Starting this month, people passing through San Francisco will need to purchase recyclable glass or aluminum water bottles at the airport—or remember to bring their own.
First it was plastic straws. Then came the ban on plastic utensils. Now San Francisco International Airport (SFO) is setting its sights on getting rid of single-use plastic water bottles. Starting August 20, bottled water in plastic containers or plastic-lined cartons will no longer be sold at any of SFO’s shops, restaurants, or vending machines, as part of the Zero Waste SFO program.
“We’re the first airport that we’re aware of to implement this change,” SFO spokesman Doug Yakel told the San Francisco Chronicle. “We’re on the leading edge for the industry, and we want to push the boundaries of sustainability initiatives.”

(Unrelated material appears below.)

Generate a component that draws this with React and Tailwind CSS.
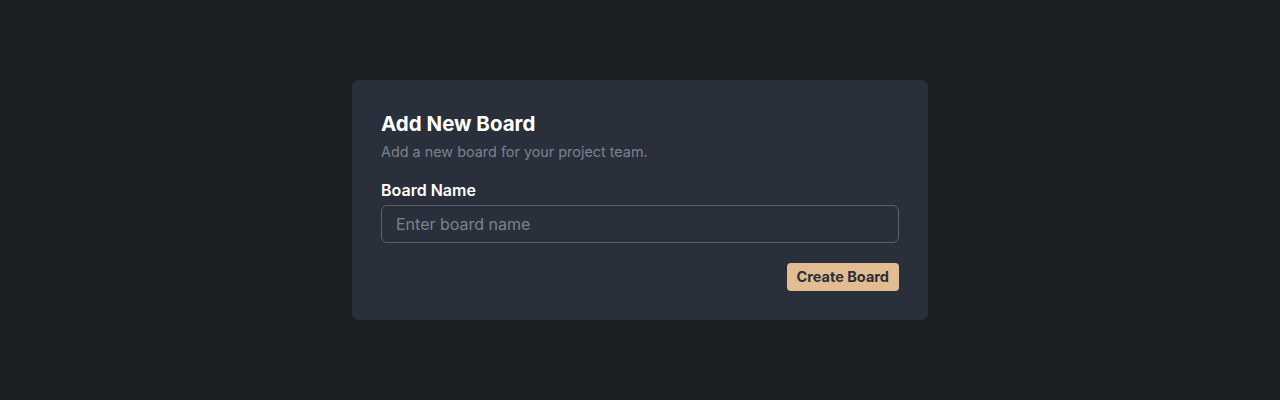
export default function App() {
  return (
    <div
      className="min-h-[400px] w-full bg-[#1b1e23] flex justify-center pt-20"
      style={{ fontFamily: 'Inter, "Noto Sans", sans-serif' }}
    >
      <div className="w-[576px] h-[240px] rounded-md border border-[#2a303a] bg-[#29303b] px-7 pt-[29px]">
        <h2 className="text-[20.5px] leading-7 font-bold text-white">Add New Board</h2>
        <p className="mt-1 text-[14.4px] leading-5 text-[#7c828c]">Add a new board for your project team.</p>

        <label htmlFor="boardName" className="mt-4 block text-base font-semibold text-white">
          Board Name
        </label>
        <input
          id="boardName"
          type="text"
          placeholder="Enter board name"
          className="mt-[3px] block w-full rounded-md border border-[#5a606b] bg-transparent px-3.5 py-1.5 text-base text-white placeholder-[#7c828c] outline-none"
        />

        <div className="mt-5 flex justify-end">
          <button
            type="button"
            className="rounded-[4px] bg-[#e3bc93] px-2.5 py-1 text-[14.5px] leading-5 font-bold text-[#2a2f37]"
          >
            Create Board
          </button>
        </div>
      </div>
    </div>
  );
}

The ban excludes the sale of flavored water and sodas but includes sparkling water and electrolyte-enhanced water. Airport vendors will still be allowed to sell drinking water in recyclable aluminum, glass, and certified compostable bottles, in addition to reusable water bottles that can be filled up at “hydration stations” located above water fountains at SFO. Since 2011, the airport has installed more than 100 of these filling stations and there are plans to add more as terminal renovations and construction continues throughout SFO, the San Francisco Chronicle reports.
Currently, SFO vendors sell roughly 4 million plastic water bottles per year, according to the Chronicle. While the bottle ban is part of SFO’s sustainable food and beverage initiative, it also falls under San Francisco’s own plastic reduction laws and a 2014 ordinance that bans the sale of plastic water bottles on property that the city owns.
Previously this year, all the restaurants and cafés at SFO were required to start using compostable or natural utensils made from paper, bamboo, or wood if they were going to use single-use food service wares over reusable ones. The airport has also required that single-use paper or plastic straws are only allowed to be given to customers who specifically request them.